Usa-se, quando nos perguntam por alguém ausente, de quem se não tem notícias, dizer-se, tranquilizadoramente, ou talvez não: “no news, good news”; há alguns, bastantes, de um jornalista amigo a quem, por uma qualquer razão de que me não recordo, respondi naqueles termos, obtive glosando-os, o seguinte comentário que, para eles, jornalistas, não era bem assim, dizia-se:“bad news, good news”…
Resta saber, para que saibamos com o que contamos, onde termina, por parte da comunicação social, a insaciável vontade de vender o caos, nas suas múltiplas formas, e onde começa a “militância” às ordens de poderes fácticos, de programadas agendas ideológicas, de poderosos e inconfessáveis interesses, de tentaculares e sombrias organizações pouco dadas à democracia e à defesa dos interesses dos cidadãos, de obscuros e desregrados objectivos de oligarquias plutocráticas.

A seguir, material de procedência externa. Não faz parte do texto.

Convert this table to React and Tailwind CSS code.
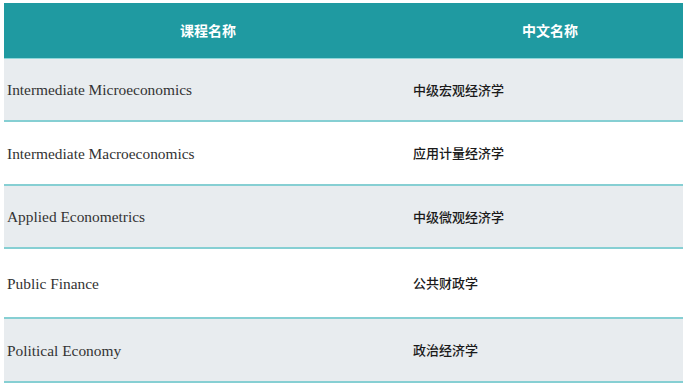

Era isto, tudo isto, o que precisávamos de saber.
Nota:
*Salvo quando, sempre aos domingos, com graça, o utilíssimo vendedor, apresentando aos potenciais clientes a última edição do vespertino já há muito desaparecido, “Norte Desportivo”, “olh’ó norte, desportivo norte”, e referindo-se a uma não infrequente, e para mim decepcionante, derrota do FCP com o Benfica, nas Antas, acrescentava: “já traz o desastre!”.